Here's how I found my passion(s). I took out a piece of paper and wrote with wild abandon what I wanted to do with my life. I wrote anything that came to mind without worrying how ridiculous it sounded. I also wrote down my goals with the same zest. My mind was allowed to drift back to when I was a kid - I asked myself what things I did during "playtime activities" that made time fly by fast.

While I was doing this little exercise, my ego tried to interfere and plague me with doubts saying things like, “How will you accomplish this?” “You're crazy, you can’t afford to do this!” “How will you survive?" “You're not good enough." If you have a family to feed, you might get something like, "You've got a family of four mouths to feed, you'll just have to wait until they graduate from college before you do this!" If thoughts like these find their way through your mind, gently acknowledge them and set them aside. In other words, give them no power.

I vividly remember when I used to play "schoolteacher." As a youngster, I pretended I was a pipe smoking professor, teaching imaginary students for hours at a time in my tiny bedroom. Even though I didn't grow up to be a "professor," I am now a teacher of sorts as a professional speaker showing others how to turn adversity into a university of possibilities! (and while I don't smoke pipes, I do smoke cigars!)

Another childhood pasttime was imagining myself as a pilot, flying model airplanes over makeshift villages with little plastic houses and fences. Right around that time, I begged my mother to take me to the airport to watch planes take off and land until I was old enough to drive. When I turned 16, I often took her car to the airport and hung out all day by myself instead of going to the local mall with my friends. Then I took it one step further and drove out to the countryside where I could safely drive down the middle of the highway, pretending to take off and land. (Unfortunately, I ultimately paid the price with a couple of speeding tickets! Isn't that what the pundits mean by "paying the price"? Well, it was definitely worth it....in retrospect, of course!)

See the connection there? Whatever you used to do as a child that you found fun and engaging is most likely what you're destined to do as an adult. The reason many people aren't doing what they're called to do is because they ended up repressing their dreams in the name of "being realistic."
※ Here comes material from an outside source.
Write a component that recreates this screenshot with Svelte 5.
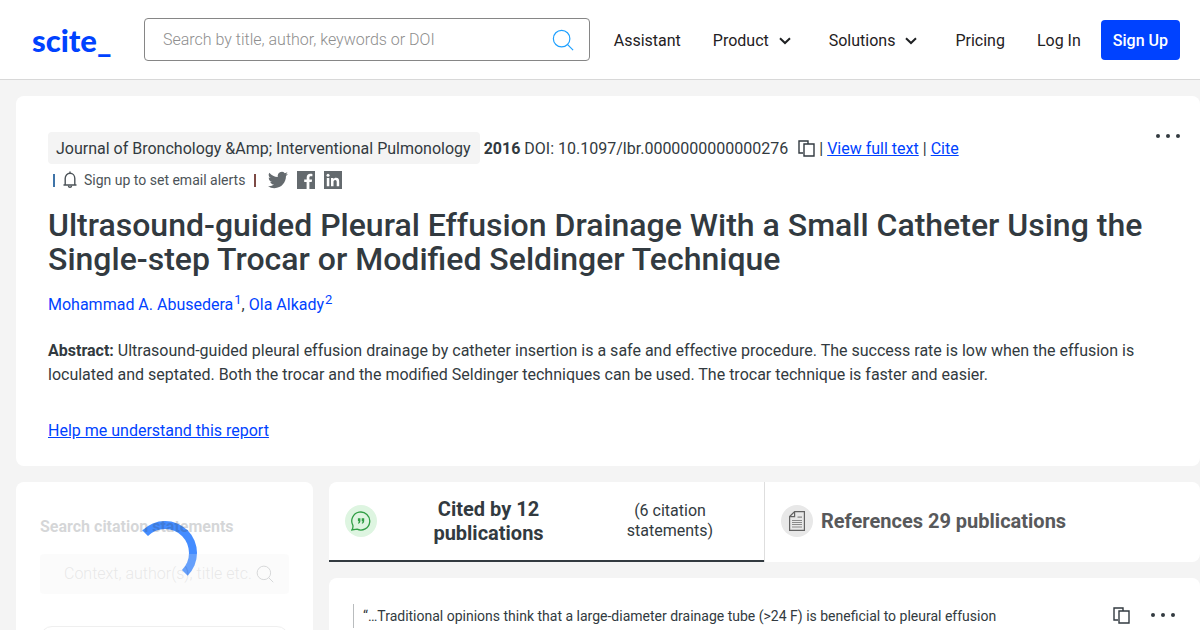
<script>
  let query = $state('');
  let statementQuery = $state('');

  const authors = [
    { name: 'Mohammad A. Abusedera', ref: 1 },
    { name: 'Ola Alkady', ref: 2 }
  ];
</script>

{#snippet searchIcon(size)}
  <svg viewBox="0 0 24 24" width={size} height={size} fill="none" stroke="currentColor" stroke-width="1.3" aria-hidden="true"><circle cx="10.5" cy="10.5" r="9" /><path d="M16.8 16.8 23 23" /></svg>
{/snippet}

{#snippet chevron()}
  <svg viewBox="0 0 12 8" width="12" height="8" fill="none" stroke="currentColor" stroke-width="2" aria-hidden="true"><path d="M1 1.2 6 6 11 1.2" /></svg>
{/snippet}

{#snippet copyIcon()}
  <svg viewBox="0 0 17 17" width="17" height="17" fill="none" stroke="currentColor" stroke-width="1.4" aria-hidden="true"><path d="M5 13H1V1h9v3" /><path d="M6 4h10v12H6z" /></svg>
{/snippet}

{#snippet dots()}
  <svg viewBox="0 0 26 6" width="26" height="6" fill="currentColor" aria-hidden="true"><circle cx="3" cy="3" r="2" /><circle cx="13" cy="3" r="2" /><circle cx="23" cy="3" r="2" /></svg>
{/snippet}

<div class="page">
  <header class="topbar">
    <a class="logo" href="/">scite_</a>
    <form class="search" role="search">
      <input type="text" bind:value={query} placeholder="Search by title, author, keywords or DOI" aria-label="Search" />
      <button type="submit" aria-label="Search">{@render searchIcon(22)}</button>
    </form>
    <nav>
      <a href="/assistant">Assistant</a>
      <button type="button">Product {@render chevron()}</button>
      <button type="button">Solutions {@render chevron()}</button>
      <a href="/pricing">Pricing</a>
      <a href="/login">Log In</a>
    </nav>
    <a class="signup" href="/register">Sign Up</a>
  </header>

  <main>
    <article class="card paper">
      <button class="more" type="button" aria-label="More options">{@render dots()}</button>
      <div class="meta">
        <span class="journal">Journal of Bronchology &amp;Amp; Interventional Pulmonology</span>
        <b>2016</b>
        <span>DOI: 10.1097/lbr.0000000000000276</span>
        <button class="copy" type="button" aria-label="Copy DOI">{@render copyIcon()}</button>
        <span>|</span>
        <a href="/view">View full text</a>
        <span>|</span>
        <a href="/cite">Cite</a>
      </div>
      <div class="share">
        <span class="bar bar-blue"></span>
        <button class="alerts" type="button">
          <svg viewBox="0 0 14 18" width="14" height="18" fill="none" stroke="currentColor" stroke-width="1.4" aria-hidden="true"><path d="M7 .5v1.7M.5 14h13M2.2 14V7.400C2.200 4.200 4.400 2.300 7 2.300s4.800 1.900 4.800 5.100V14" /><path d="M5.4 14.6c.2 2.400 3 2.400 3.200 0" /></svg>
          Sign up to set email alerts
        </button>
        <span class="bar bar-red"></span>
        <div class="social">
          <a href="/twitter" aria-label="Share on Twitter">
            <svg viewBox="0 0 24 24" width="20" height="20" fill="currentColor"><path d="M23.95 4.57a10 10 0 0 1-2.82.77 4.96 4.96 0 0 0 2.16-2.72c-.95.55-2 .95-3.13 1.18a4.92 4.92 0 0 0-8.38 4.48C7.69 8.1 4.07 6.13 1.64 3.16a4.92 4.92 0 0 0 1.52 6.57 4.9 4.9 0 0 1-2.23-.61v.06a4.92 4.92 0 0 0 3.95 4.83 5 5 0 0 1-2.21.08 4.94 4.94 0 0 0 4.6 3.42A9.87 9.87 0 0 1 0 19.54a14 14 0 0 0 7.55 2.21c9.05 0 14-7.5 14-13.98l-.02-.64a9.9 9.9 0 0 0 2.42-2.56z" /></svg>
          </a>
          <a href="/facebook" aria-label="Share on Facebook">
            <svg viewBox="0 0 18 18" width="18" height="18" fill="currentColor"><path d="M0 0h18v18h-5.6v-6.9h2.3l.4-2.7h-2.7V6.7c0-.8.3-1.4 1.4-1.4h1.6V2.9c-.3 0-1.1-.1-2.1-.1-2.1 0-3.6 1.3-3.6 3.6v2H7.2v2.7h2.4V18H0z" /></svg>
          </a>
          <a href="/linkedin" aria-label="Share on LinkedIn">
            <svg viewBox="0 0 18 18" width="18" height="18"><path fill="currentColor" d="M0 0h18v18H0z" /><path fill="#fff" d="M2.8 7h2.5v8.2H2.8zM7 7h2.4v1.2c.5-.8 1.4-1.4 2.600-1.4 2.500 0 3.200 1.600 3.200 3.900v4.500h-2.500v-4c0-1.200-.2-2.200-1.500-2.200s-1.700 1-1.700 2.200v4H7z" /><circle cx="4" cy="4.2" r="1.5" fill="#fff" /></svg>
          </a>
        </div>
      </div>
      <h1>Ultrasound-guided Pleural Effusion Drainage With a Small Catheter Using the Single-step Trocar or Modified Seldinger Technique</h1>
      <p class="authors">
        {#each authors as author, i}{i > 0 ? ', ' : ''}<a href="/authors/{author.ref}">{author.name}<sup>{author.ref}</sup></a>{/each}
      </p>
      <p class="abstract"><b>Abstract:</b> Ultrasound-guided pleural effusion drainage by catheter insertion is a safe and effective procedure. The success rate is low when the effusion is loculated and septated. Both the trocar and the modified Seldinger techniques can be used. The trocar technique is faster and easier.</p>
      <a class="help" href="/help">Help me understand this report</a>
    </article>

    <div class="columns">
      <aside class="card sidebar">
        <div class="spinner"></div>
        <div class="filters">
          <label for="statement-search">Search citation statements</label>
          <div class="field">
            <input id="statement-search" type="text" bind:value={statementQuery} placeholder="Context, author(s), title etc." />
            {@render searchIcon(18)}
          </div>
          <div class="group"></div>
        </div>
      </aside>

      <section class="results">
        <div class="tabs" role="tablist">
          <button class="tab active" type="button" role="tab" aria-selected="true">
            <span class="badge green">
              <svg viewBox="0 0 20 20" width="20" height="20" fill="none" stroke="currentColor" stroke-width="1.3" aria-hidden="true"><path d="M1.900 14.400A9 9 0 1 1 6 18.200L.8 19c.9-1.300 1.400-2.700 1.100-4.600z" /><path fill="currentColor" stroke="none" d="M6.900 7.300h2.500v2.400c0 1.500-.6 2.500-2.100 3l-.4-.7c.7-.4 1-.9 1-1.700h-1zM10.700 7.300h2.500v2.400c0 1.500-.6 2.500-2.100 3l-.4-.7c.7-.4 1-.9 1-1.700h-1z" /></svg>
            </span>
            <span class="tab-title">Cited by 12 publications</span>
            <span class="tab-note">(6 citation statements)</span>
          </button>
          <button class="tab" type="button" role="tab" aria-selected="false">
            <span class="badge grey">
              <svg viewBox="0 0 16 20" width="16" height="20" fill="none" stroke="currentColor" stroke-width="1.2" aria-hidden="true"><path d="M5.600.6h9.800v18.800H.6V5.600zM5.600.6v5h-5" /><path opacity=".7" d="M8.500 6.200h4.500M3 9.500h10M3 11.500h10M3 13.500h10M3 16h10" /></svg>
            </span>
            <span class="tab-title">References 29 publications</span>
          </button>
        </div>
        <div class="card statement">
          <blockquote>“…Traditional opinions think that a large-diameter drainage tube (&gt;24 F) is beneficial to pleural effusion</blockquote>
          <div class="actions">
            <button type="button" aria-label="Copy statement">{@render copyIcon()}</button>
            <button type="button" aria-label="More options">{@render dots()}</button>
          </div>
        </div>
      </section>
    </div>
  </main>
</div>

<style>
  :global(body) {
    background: #f4f4f4;
  }
  .page {
    height: 100vh;
    overflow: hidden;
    font-family: Roboto, 'Liberation Sans', sans-serif;
    font-size: 16px;
    line-height: 24px;
    color: #323a40;
  }
  a {
    color: #0042ff;
  }
  button {
    display: flex;
    align-items: center;
    padding: 0;
    border: none;
    background: none;
    font: inherit;
    color: inherit;
    cursor: pointer;
  }
  svg {
    display: block;
    flex-shrink: 0;
  }
  .card {
    background: #fff;
    border-radius: 8px;
  }

  .topbar {
    display: flex;
    align-items: center;
    height: 79px;
    padding: 0 20px 0 32px;
    background: #fff;
    border-bottom: 1px solid #d8d8d8;
    color: #1f2123;
  }
  .logo {
    width: 80px;
    margin-right: 32px;
    font-family: Lato, sans-serif;
    font-size: 31px;
    font-weight: 900;
    text-decoration: none;
  }
  .search {
    display: flex;
    align-items: center;
    flex: 1;
    height: 41px;
    padding: 0 15px 0 18px;
    border: 1px solid #868686;
    border-radius: 4px;
  }
  .search button {
    color: #1ea0ff;
  }
  input {
    flex: 1;
    min-width: 0;
    padding: 0;
    border: none;
    outline: none;
    background: none;
    font: inherit;
    font-weight: 300;
  }
  input::placeholder {
    color: #8e8e8e;
    opacity: 1;
  }
  nav {
    display: flex;
    gap: 32px;
    margin: 0 20px 0 24px;
    padding-top: 2px;
  }
  nav a {
    color: inherit;
    text-decoration: none;
  }
  nav button {
    gap: 10px;
    padding-right: 6px;
  }
  .signup {
    padding: 9px 12px 7px;
    border-radius: 4px;
    background: #0042ff;
    color: #fff;
    font-weight: 500;
    text-decoration: none;
  }

  main {
    padding: 16px 0 0 16px;
  }
  .paper {
    position: relative;
    padding: 36px 32px 23px;
  }
  .more {
    position: absolute;
    top: 37px;
    right: 19px;
  }
  .meta {
    display: flex;
    align-items: baseline;
    gap: 4px;
  }
  .journal {
    padding: 5px 9px 3px 8px;
    border-radius: 4px;
    background: #f4f4f4;
  }
  .copy {
    align-self: center;
    margin-left: 6px;
  }
  .share {
    display: flex;
    align-items: center;
    height: 32px;
    padding-left: 5px;
    font-size: 14px;
    color: #4c5358;
  }
  .bar {
    width: 2px;
    height: 13px;
  }
  .bar-blue {
    background: #3f74a8;
  }
  .bar-red {
    background: #7d4a45;
  }
  .alerts {
    gap: 7px;
    margin: 0 9px 0 8px;
  }
  .social {
    display: flex;
    align-items: center;
    gap: 9px;
    margin-left: 12px;
  }
  .social a {
    color: #646a6e;
  }
  h1 {
    margin: 12px 0 17px;
    font-size: 32px;
    font-weight: 500;
    line-height: 34px;
  }
  .authors,
  .abstract {
    margin: 0;
  }
  .authors {
    margin-bottom: 22px;
  }
  .authors a {
    text-decoration: none;
  }
  sup {
    margin-left: 1px;
    font-size: 13px;
    line-height: 0;
  }
  .abstract {
    margin-bottom: 32px;
  }
  .help {
    display: inline-block;
  }

  .columns {
    display: flex;
    align-items: flex-start;
    gap: 16px;
    margin-top: 16px;
  }
  .sidebar {
    position: relative;
    flex: 0 0 297px;
    box-sizing: border-box;
    min-width: 0;
    padding: 33px 24px 24px;
  }
  .spinner {
    position: absolute;
    top: 39px;
    left: 50%;
    width: 48px;
    height: 48px;
    margin-left: -32px;
    border: 8px solid transparent;
    border-top-color: #448cff;
    border-right-color: #448cff;
    border-radius: 50%;
  }
  .filters {
    position: relative;
    opacity: 0.2;
  }
  .filters label {
    display: block;
    margin-bottom: 15px;
    font-weight: 700;
  }
  .field {
    display: flex;
    align-items: center;
    height: 40px;
    padding: 0 15px 0 24px;
    border-radius: 4px;
    background: #f0f0f0;
  }
  .group {
    height: 200px;
    margin-top: 32px;
    border: 1px solid #b4b4b4;
    border-radius: 12px;
  }

  .results {
    flex: 1;
    min-width: 0;
  }
  .tabs {
    display: flex;
    height: 80px;
    overflow: hidden;
    border-radius: 8px 8px 8px 0;
    background: #fff;
  }
  .tab {
    flex: 1;
    gap: 8px;
    padding: 0 16px;
    color: #58595b;
  }
  .tab.active {
    justify-content: space-between;
    border-bottom: 2px solid #323a40;
    color: #323a40;
  }
  .tab + .tab {
    padding-bottom: 2px;
    border-left: 1px solid #dedede;
  }
  .tab-title {
    font-size: 20px;
    font-weight: 700;
  }
  .active .tab-title {
    max-width: 120px;
  }
  .tab-note {
    max-width: 140px;
    margin-right: 8px;
    line-height: 20px;
  }
  .badge {
    display: flex;
    align-items: center;
    justify-content: center;
    flex-shrink: 0;
    width: 32px;
    height: 32px;
    border-radius: 50%;
  }
  .green {
    background: #def5e1;
    color: #2f9e44;
  }
  .grey {
    background: #e8e8e8;
    color: #626262;
  }
  .statement {
    display: flex;
    justify-content: space-between;
    align-items: flex-start;
    margin-top: 16px;
    padding: 26px 24px 40px;
  }
  blockquote {
    margin: 0;
    padding-left: 9px;
    border-left: 1px solid #b9bcbe;
    font-size: 14px;
  }
  .actions {
    display: flex;
    gap: 20px;
    height: 22px;
  }
</style>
Realistic according to who? Their parents? Their friends? Relatives? Society? They have a myraid of excuses saying, "You don't understand, I have to work at XYZ Corporation because I have to pay the bills even though I hate my job." No, life is not about paying the bills. It's about living your life's purpose and all it takes is a little time to find out what it is.

Only you know what you’re good at. Others might have some kind of idea where your talents lay but that’s only their opinion. You’re the only one who can decide what talents you have and how you will apply them. The universe will guide you if you pay attention to "coincidences" and "synchronicities" which hint at what action you should take.

Based on my life's experiences, I've found that the universe eventually provided me with the “how.” That's how I was able to earn the instrument rating for the first time in aviation history this past February. When I first started flying in 2000, I distinctly remember seeing FAA regulations where it spelled out, in black and white, the two way radio requirements for the instrument rating. By definition, that excluded the deaf pilot population; yet, I affirmed that I was going to find a way around it somehow. What happened was I made a decision that I would achieve it even though it looked impossible at the time. I'm very fond of a quote by an unknown author:

When you "make up your mind" about something, you set the universe into motion. Forces beyond your ability to comprehend--far more subtle and complex than you could imagine--are engaged in a process, the intricate dynamics of which you are only just now beginning to understand.

You see, I hadn’t yet met Donna Moore who eventually introduced me to Denise and Mike of American Winds Flight Academy. I hadn’t heard from the FAA that it was indeed possible for a deaf pilot to fly in instrument conditions (i.e. flying in "bad weather"). If you want to see what it's like to fly in actual instrument conditions, go here and watch the 43-second video. Be sure to turn up the volume on your computer speakers. You may need to download Google's free video program in order to watch it. It's really cool!

All of that was to take place in the future - 5 years after I made the decision!

Food for thought: Cultivating and nuturing your passion(s) will take you places beyond your wildest dreams. Trust that your efforts are being supported by the universe once you make a decision. Also trust that life is very generous to those who follow their passions.